I did buy a 120k Tesla because... well... I think they are awesome.

Our monthly costs are around 8k or so (no mortgage) which seems high to me (don't track lots of detail, just general spending level) but is easily below my current income (work part time) and below passive income and way below long term capital gains in this raging bull market.

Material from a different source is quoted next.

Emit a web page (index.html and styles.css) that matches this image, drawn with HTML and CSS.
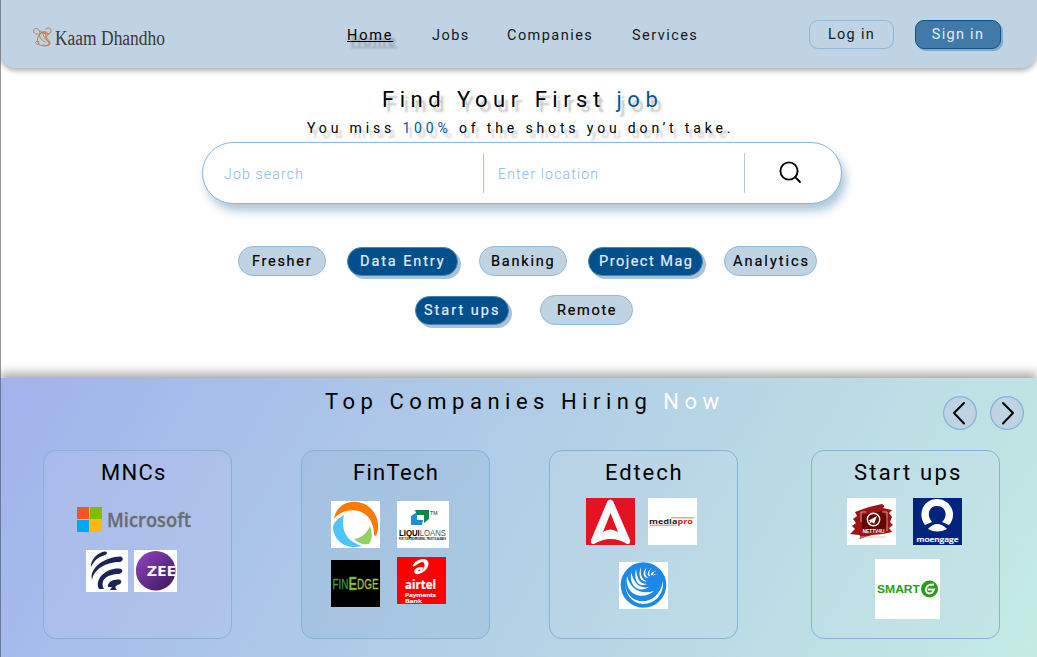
FILE: index.html
```html
<!DOCTYPE html>
<html lang="en">
<head>
<meta charset="utf-8">
<title>Kaam Dhandho</title>
<link rel="stylesheet" href="styles.css">
</head>
<body>
<div class="page">
  <header class="header">
    <svg class="brand" width="136" height="30" viewBox="0 0 136 30">
      <g fill="none" stroke="#c07b4c" stroke-width="1" stroke-linecap="round">
        <path d="M5 8C1 9-1 4 2 3C5 1 7 5 7 8M13 3C16 0 20 4 17 7C14 10 9 6 7 5"/>
        <path d="M6 9C11 2 18 8 14 10C11 12 18 14 17 18C15 21 8 20 4 18C1 17 3 14 6 16"/>
        <path d="M6 18C2 14 6 6 11 6C15 6 11 12 14 14C19 18 14 21 10 19"/>
        <path d="M7 8C5 10 8 14 12 16M10 6C9 10 13 13 16 17"/>
      </g>
      <text class="brand-name" x="22" y="19" textLength="110" lengthAdjust="spacingAndGlyphs">Kaam Dhandho</text>
    </svg>
    <nav class="nav">
      <a class="nav-link nav-home">Home</a>
      <a class="nav-link nav-jobs">Jobs</a>
      <a class="nav-link nav-companies">Companies</a>
      <a class="nav-link nav-services">Services</a>
    </nav>
    <div class="auth">
      <button class="btn">Log in</button>
      <button class="btn btn-primary">Sign in</button>
    </div>
  </header>

  <main class="hero">
    <h1 class="title">Find Your First <span class="accent">job</span></h1>
    <p class="tagline">You miss <span class="accent">100%</span> of the shots you don’t take.</p>
    <div class="search">
      <span class="field field-job">Job search</span>
      <span class="field field-place">Enter location</span>
      <span class="search-go">
        <svg width="24" height="24" viewBox="0 0 24 24" fill="none" stroke="#000" stroke-width="1.9" stroke-linecap="round"><circle cx="10" cy="10" r="8.6"/><path d="M16.2 16.2L21 21"/></svg>
      </span>
    </div>
    <div class="chips">
      <span class="chip fresher">Fresher</span>
      <span class="chip chip-on data">Data Entry</span>
      <span class="chip banking">Banking</span>
      <span class="chip chip-on project">Project Mag</span>
      <span class="chip analytics">Analytics</span>
    </div>
    <div class="chips chips-second">
      <span class="chip chip-on startups">Start ups</span>
      <span class="chip remote">Remote</span>
    </div>
  </main>

  <section class="companies">
    <div class="companies-head">
      <h2 class="companies-title">Top Companies Hiring <span class="now">Now</span></h2>
      <div class="arrows">
        <span class="arrow"><svg width="34" height="34" viewBox="0 0 34 34"><path d="M21 7L11 17L21 27.500"/></svg></span>
        <span class="arrow"><svg width="34" height="34" viewBox="0 0 34 34"><path d="M13 7L23 17L13 27.500"/></svg></span>
      </div>
    </div>
    <div class="cards">
      <article class="card card-mnc">
        <h3 class="card-title mnc">MNCs</h3>
        <svg class="logo-microsoft" width="120" height="30" viewBox="0 0 120 30">
          <path fill="#f65427" d="M0 0h12v12H0z"/><path fill="#80bc06" d="M13 0h12v12H13z"/><path fill="#05a6f0" d="M0 13h12v12H0z"/><path fill="#ffba08" d="M13 13h12v12H13z"/>
          <text x="30" y="20" font-family="Open Sans, sans-serif" font-weight="600" font-size="20" fill="#6b6c70" stroke="#6b6c70" stroke-width=".3" textLength="84" lengthAdjust="spacingAndGlyphs">Microsoft</text>
        </svg>
        <div class="logos mnc-row">
          <svg width="42" height="42" viewBox="0 0 42 42"><path fill="#fff" d="M0 0h42v42H0z"/><g fill="#1d2353"><path d="M5 17C4 10 12 2 19 1.500C22 1.500 21.500 4.500 18 5.500C12 7 8 11 5 17z"/><path d="M6 30C3 17 20 7 34 6.500C38 7 37.500 11 34 12C20 12 8 19 6 30z"/><path d="M13 39C8 29 20 18 33 18.500C38 19 37 23 33 24C23 24 13 29 18 39z"/><path d="M22 37C21 32 27 29 33 29.500C36 30 36 33 33 34.500C30 35 28 37 31 40L24 40L26 37z"/></g></svg>
          <svg width="43" height="42" viewBox="0 0 43 42"><defs><linearGradient id="zee" x1="0" y1="0" x2="1" y2="1"><stop stop-color="#9347c2"/><stop offset="1" stop-color="#3a1459"/></linearGradient></defs><path fill="#fff" d="M0 0h43v42H0z"/><circle cx="21.700" cy="20.700" r="19.800" fill="url(#zee)"/><text x="13" y="26" font-family="Open Sans, sans-serif" font-size="14" font-weight="700" fill="#fff" textLength="29" lengthAdjust="spacingAndGlyphs">ZEE</text></svg>
        </div>
      </article>

      <article class="card card-fintech">
        <h3 class="card-title fintech">FinTech</h3>
        <div class="logos fin-grid">
          <svg width="49" height="47" viewBox="0 0 49 47"><path fill="#fff" d="M0 0h49v47H0z"/><path fill="#ff7a00" d="M3 18C6-3 34-5 44 13C48 21 48 28 45 35L43 34C43 25 40 18 35 14C25 6 10 9 3 18z"/><path fill="#4fc4fa" d="M13 14C9 29 16 41 31 45C16 49 3 41 2 27C2 21 8 17 13 14z"/><path fill="#91d163" d="M39 25C42 34 41 38 38 43C32 44 27 42 23 38C31 37 36 32 39 25z"/></svg>
          <svg width="52" height="47" viewBox="0 0 52 47"><path fill="#fff" d="M0 0h52v47H0z"/><path fill="#208dd0" d="M14 15l6-4v8h6l-1 5H14z"/><path fill="#10854c" d="M18 9h14v9l-5 4v-8h-7z"/><text x="33" y="14" font-family="Liberation Sans, sans-serif" font-size="5.500" fill="#222" textLength="7.500" lengthAdjust="spacingAndGlyphs">TM</text><text x="2" y="35" font-family="Liberation Sans, sans-serif" font-size="8.700" fill="#555" textLength="47" lengthAdjust="spacingAndGlyphs"><tspan font-weight="700" fill="#000">LIQUI</tspan>LOANS</text><text x="2" y="39" font-family="Liberation Sans, sans-serif" font-size="2.600" font-weight="700" textLength="47" lengthAdjust="spacingAndGlyphs">FOR YOUR BORROWING, TRUST IS ALWAYS</text></svg>
          <svg class="finedge" width="49" height="47" viewBox="0 0 49 47"><path d="M0 0h49v47H0z"/><text x="1.500" y="28.500" font-family="Liberation Sans, sans-serif" font-size="14" fill="#3f9843" stroke="#3f9843" stroke-width=".3" textLength="46" lengthAdjust="spacingAndGlyphs">FIN<tspan font-size="18" font-weight="700" fill="#7ac53a" dy="1">E</tspan><tspan fill="#a7c23a" stroke="#a7c23a" dy="-1">DGE</tspan></text></svg>
          <svg width="49" height="47" viewBox="0 0 49 47"><path fill="#f00" d="M0 0h49v47H0z"/><path fill="#fff" fill-rule="evenodd" d="M16 8C20 1 31 0 31.500 6C32 13 23 18 19 17C15 15 18 10 24 10C28 10 27 13 24 13C22 12 20 14 22 14C26 13 29 9 27 6C25 3 20 8 18 9C16 10 15 9 16 8z"/><g font-family="Open Sans, sans-serif" fill="#fff" stroke="#fff" stroke-width=".2"><text x="8" y="31.500" font-size="12" font-weight="700" textLength="31" lengthAdjust="spacingAndGlyphs">airtel</text><text x="8" y="39.500" font-size="6" font-weight="600" textLength="31" lengthAdjust="spacingAndGlyphs">Payments</text><text x="8" y="45.800" font-size="6" font-weight="600" textLength="17" lengthAdjust="spacingAndGlyphs">Bank</text></g></svg>
        </div>
      </article>

      <article class="card card-edtech">
        <h3 class="card-title edtech">Edtech</h3>
        <div class="logos ed-row">
          <svg width="49" height="47" viewBox="0 0 49 47"><path fill="#e41323" d="M0 0h49v47H0z"/><path fill="#fff" d="M21.500 3Q24 0 27 3L44 42Q45 46 41 46Q25 36 8 46Q4 46 5 42zM24.500 15L17 34Q24 29 32 34z" fill-rule="evenodd"/></svg>
          <svg width="49" height="47" viewBox="0 0 49 47"><path fill="#fff" d="M0 0h49v47H0z"/><path stroke="#df5652" stroke-width=".8" d="M23 19.800h23M2 27.200h26"/><text x="1" y="26" font-family="Open Sans, sans-serif" font-weight="700" font-size="7.500" fill="#222" textLength="44" lengthAdjust="spacingAndGlyphs">media<tspan fill="#c92128">pro</tspan></text></svg>
        </div>
        <svg class="logo-wave" width="49" height="47" viewBox="0 0 49 47"><path fill="#fff" d="M0 0h49v47H0z"/><circle cx="24.500" cy="23" r="22.800" fill="#1e88e8"/><g fill="#fff"><path d="M6 19C6 46 40 46 44 19C46 47 6 52 6 19z"/><path d="M8 14C5 33 24 39 35 29C22 33 12 28 8 14z"/><path d="M12 10C10 26 21 31 30 25C20 27 15 21 12 10z"/><path d="M17 7C14 19 20 26 28 22C21 22 18 17 17 7z"/><path d="M22 5C18 15 23 21 28 19C23 18 21 13 22 5z"/><path d="M28 5C22 11 25 17 30 16C26 15 25 10 28 5z"/><path d="M33 6C27 10 28 15 32 14C29 13 30 9 33 6z"/><path d="M37 9C31 10 31 14 34 13C34 11 35 10 37 9z"/><path d="M40 13C37 11 34 12 34 14C36 12 38 12 40 13z"/></g></svg>
      </article>

      <article class="card card-startups">
        <h3 class="card-title starts">Start ups</h3>
        <div class="logos start-row">
          <svg width="49" height="47" viewBox="0 0 49 47"><path fill="#fff" d="M0 0h49v47H0z"/><path fill="#9d1517" d="M8 14Q20 9 35 6Q39 8 36 10L45 12L42 15L45 19L43 24L46 27L42 30L45 34L36 36L25 37L12 41Q15 38 12 37L3 36L8 31L5 28L9 25L6 21L10 18z"/><path fill="#620706" d="M15 17L36 13L41 21L38 34L15 33z"/><path fill="none" stroke="#e8b6b1" stroke-width=".8" d="M14 24V14h5M35 14h5v19M14 39h25"/><circle cx="26.500" cy="21.500" r="6.200" fill="none" stroke="#fff" stroke-width="1.400"/><path fill="#fff" d="M21 23l9-5-3 8-2-2-3 2 1-3z"/><text x="15.500" y="35" font-family="Liberation Sans, sans-serif" font-size="4.800" font-weight="700" fill="#fff" textLength="22" lengthAdjust="spacingAndGlyphs">NETTV4U</text></svg>
          <svg width="49" height="47" viewBox="0 0 49 47"><path fill="#00247d" d="M0 0h49v47H0z"/><path fill="#fff" fill-rule="evenodd" d="M12 27C4 17 10 1 24 1S45 17 36 27L29 24C36 17 32 8 24 8S13 17 19 24z"/><path fill="#fff" d="M15 31Q24 21 34 31Q24 36 15 31z"/><text x="3.500" y="44" font-family="Open Sans, sans-serif" font-size="7.800" font-weight="600" fill="#fff" stroke="#fff" stroke-width=".2" textLength="42" lengthAdjust="spacingAndGlyphs">moengage</text></svg>
        </div>
        <svg class="logo-smart" width="65" height="60" viewBox="0 0 65 60"><path fill="#fff" d="M0 0h65v60H0z"/><circle cx="54.500" cy="30" r="8.500" fill="#2a9d16"/><text x="2" y="34" font-family="Liberation Sans, sans-serif" font-size="11.500" font-weight="700" fill="#2a9d16" textLength="43" lengthAdjust="spacingAndGlyphs">SMART</text><path fill="none" stroke="#fff" stroke-width="1.800" d="M59 25.500L54 26C50 28 50 34 54 34.500L57 34L59 30.500H53"/></svg>
      </article>
    </div>
  </section>
</div>
</body>
</html>
```
FILE: styles.css
```css
* { box-sizing: border-box; }
body { margin: 0; font-family: Roboto, "Liberation Sans", sans-serif; color: #000; background: #fff; }
h1, h2, h3, p { margin: 0; }
.page { width: 1037px; height: 657px; overflow: hidden; display: flex; flex-direction: column; }
.page::after { content: ""; position: absolute; left: 0; top: 0; width: 1px; height: 657px; background: rgba(70, 70, 75, .55); }

.header { height: 68px; flex: none; display: flex; background: #c0d3e2; border-radius: 0 0 16px 16px; box-shadow: 0 3px 5px rgba(0, 0, 0, .3); }
.brand { margin: 26px 0 0 33px; flex: none; }
.brand-name { font: 20px "Liberation Serif", serif; fill: #3e3937; }
.nav { display: flex; margin: 27px 0 0 178px; font-size: 14.5px; line-height: 18px; letter-spacing: 1.45px; color: #15191c; }
.nav-link { white-space: nowrap; }
.nav-home { width: 85px; color: #000; letter-spacing: 1.8px; text-decoration: underline; text-decoration-thickness: 1px; text-shadow: 4px 6px 2px rgba(0, 0, 0, .3); }
.nav-jobs { width: 75px; }
.nav-companies { width: 125px; }
.nav-services { width: 67px; }
.auth { display: flex; gap: 21px; margin: 20px 0 0 110px; }
.btn { width: 85px; height: 29px; padding: 0; border: 1.5px solid #8ab8dc; border-radius: 9px; background: none; font: 14.5px/26px Roboto, sans-serif; letter-spacing: 1.3px; color: #15191c; }
.btn-primary { width: 86px; color: #e1edf6; background: #417aa8; border-color: #075794; box-shadow: 2px 2px 0 #82a9c7; }

.hero { height: 310px; flex: none; }
.accent { color: #07569a; }
.title { padding: 19px 0 0 382px; font-size: 22px; line-height: 26px; font-weight: 400; letter-spacing: 5.5px; text-shadow: 4px 5px 2px rgba(0, 0, 0, .25); white-space: nowrap; }
.tagline { padding: 5px 0 0 307px; font-size: 14px; line-height: 20px; letter-spacing: 3.85px; text-shadow: 4px 5px 2px rgba(0, 0, 0, .22); white-space: nowrap; }
.search { position: relative; margin: 4px 0 0 202px; width: 640px; height: 62px; border: 1.5px solid #86b4da; border-radius: 31px; background: #fff; box-shadow: 4px 7px 10px rgba(105, 155, 190, .55); display: flex; padding: 10px 0 0 21px; }
.field { height: 40px; font-size: 14px; line-height: 42px; font-weight: 300; color: #8ab6db; border-right: 1px solid #a9c9e2; white-space: nowrap; }
.field-job { width: 260px; letter-spacing: 1.2px; }
.field-place { width: 261px; padding-left: 14px; letter-spacing: 1.2px; }
.search-go { padding: 8px 0 0 34px; }
.chips { display: flex; margin: 42px 0 0 238px; align-items: center; }
.chips-second { margin: 19px 0 0 415px; }
.chip { height: 30px; border: 1px solid #8db9dc; border-radius: 15px; background: #c0d3e2; font-size: 14.5px; line-height: 30px; letter-spacing: 1.7px; padding-left: 13px; white-space: nowrap; -webkit-text-stroke: .2px; }
.chip-on { height: 29px; line-height: 28px; background: #00508d; border-color: #4384b5; color: #e4eef5; box-shadow: 3px 3px 0 #a9c2d8; }
.fresher { width: 88px; margin-right: 21px; }
.data { width: 111px; margin-right: 21px; padding-left: 12px; letter-spacing: 1.9px; }
.banking { width: 88px; margin-right: 21px; padding-left: 11px; letter-spacing: 1.8px; }
.project { width: 115px; margin-right: 21px; padding-left: 10px; letter-spacing: 1.5px; }
.analytics { width: 93px; padding-left: 8px; letter-spacing: 2px; }
.startups { width: 94px; margin-right: 31px; padding-left: 8px; letter-spacing: 2px; }
.remote { width: 93px; padding-left: 16px; }

.companies { height: 279px; flex: none; background: linear-gradient(120deg, #a0b3ec, #b3d0e6 52%, #c4ebe3); box-shadow: 0 -5px 10px rgba(0, 0, 0, .35); }
.companies-head { height: 72px; display: flex; }
.companies-title { width: 618px; margin: 11px 0 0 325px; font-size: 22px; line-height: 26px; font-weight: 400; letter-spacing: 5.5px; white-space: nowrap; }
.now { color: #fff; }
.arrows { display: flex; gap: 13px; margin-top: 18px; }
.arrow { width: 34px; height: 34px; border-radius: 50%; background: #c0d3e2; box-shadow: inset 0 0 0 1.3px #85b5dc; }
.arrow svg { display: block; fill: none; stroke: #000; stroke-width: 2; stroke-linecap: round; stroke-linejoin: round; }
.cards { display: flex; padding-left: 43px; }
.card { width: 189px; height: 189px; flex: none; border: 1.5px solid #83b3d7; border-radius: 13px; display: flex; flex-direction: column; align-items: flex-start; }
.card svg { display: block; flex: none; }
.card-mnc { background: rgba(185, 195, 235, .3); }
.card-fintech { margin-left: 69px; background: rgba(150, 185, 215, .35); }
.card-edtech { margin-left: 59px; background: rgba(195, 220, 232, .3); }
.card-startups { margin-left: 73px; background: rgba(200, 220, 235, .25); }
.card-title { height: 26px; margin-top: 8px; font-size: 22px; line-height: 27px; font-weight: 400; letter-spacing: 1.3px; white-space: nowrap; }
.mnc { margin-left: 57px; }
.fintech { margin-left: 51px; }
.edtech { margin-left: 55px; letter-spacing: 1.9px; }
.starts { margin-left: 42px; letter-spacing: 2.2px; }
.logos { display: flex; }
.logo-microsoft { margin: 22px 0 0 33px; }
.mnc-row { gap: 6px; margin: 13px 0 0 42px; }
.fin-grid { display: grid; grid-template-columns: 49px 52px; column-gap: 17px; row-gap: 9px; margin: 16px 0 0 29px; }
.finedge { margin-top: 3px; }
.ed-row { gap: 13px; margin: 13px 0 0 36px; }
.logo-wave { margin: 17px 0 0 69px; }
.start-row { gap: 17px; margin: 13px 0 0 35px; }
.logo-smart { margin: 14px 0 0 63px; }
```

Now I don't think we'll ever get to 10m more or less on purpose. What we do is just give more away to prevent lifestyle creep. Some of this is charities we like, but most of it is family related. We gave my brother about 50k so he could fix up his house. We gave my Mom 15k for her birthday so she could travel with her husband for the next year or so (she doesn't need the money, still works, but she also doesn't spend much on fun stuff for herself - it's been hard to give her money). We bought my wife's sister a car because hers was getting old, we pay tuition for our nieces and nephews, we pay real estate taxes for my wife's mom, and stuff like that. Over the last year it was about 200k or so, which is more than we spend on our living expenses and reduces the increase in net worth due to market returns. That's the part that has gone up substantially.

BTW I don't mean to sound like some kind of self-righteous jerk... we like spending money that way. If people like giant houses and Ferraris... that's fine by me... money should be enjoyed . I get huge peace of mind knowing that most of what I spend is totally optional and can be easily scaled down without having an impact on my normal life. It seems way easier to tell people "sorry the market crashed last month and I lost my job so I can't pay as much tuition this year" than "family, we have to sell our house, our boat and stop flying private because the market crashed and I lost my job." Scaling down other people's lifestyles seems way easier than scaling down mine .

The goal is to kind of keep the wealth growth from being "excessive" while avoiding lifestyle creep. So if the market dumps 50% and I lose my job we can still live just fine... we just can't buy people cars and pay for the kids' school as easily.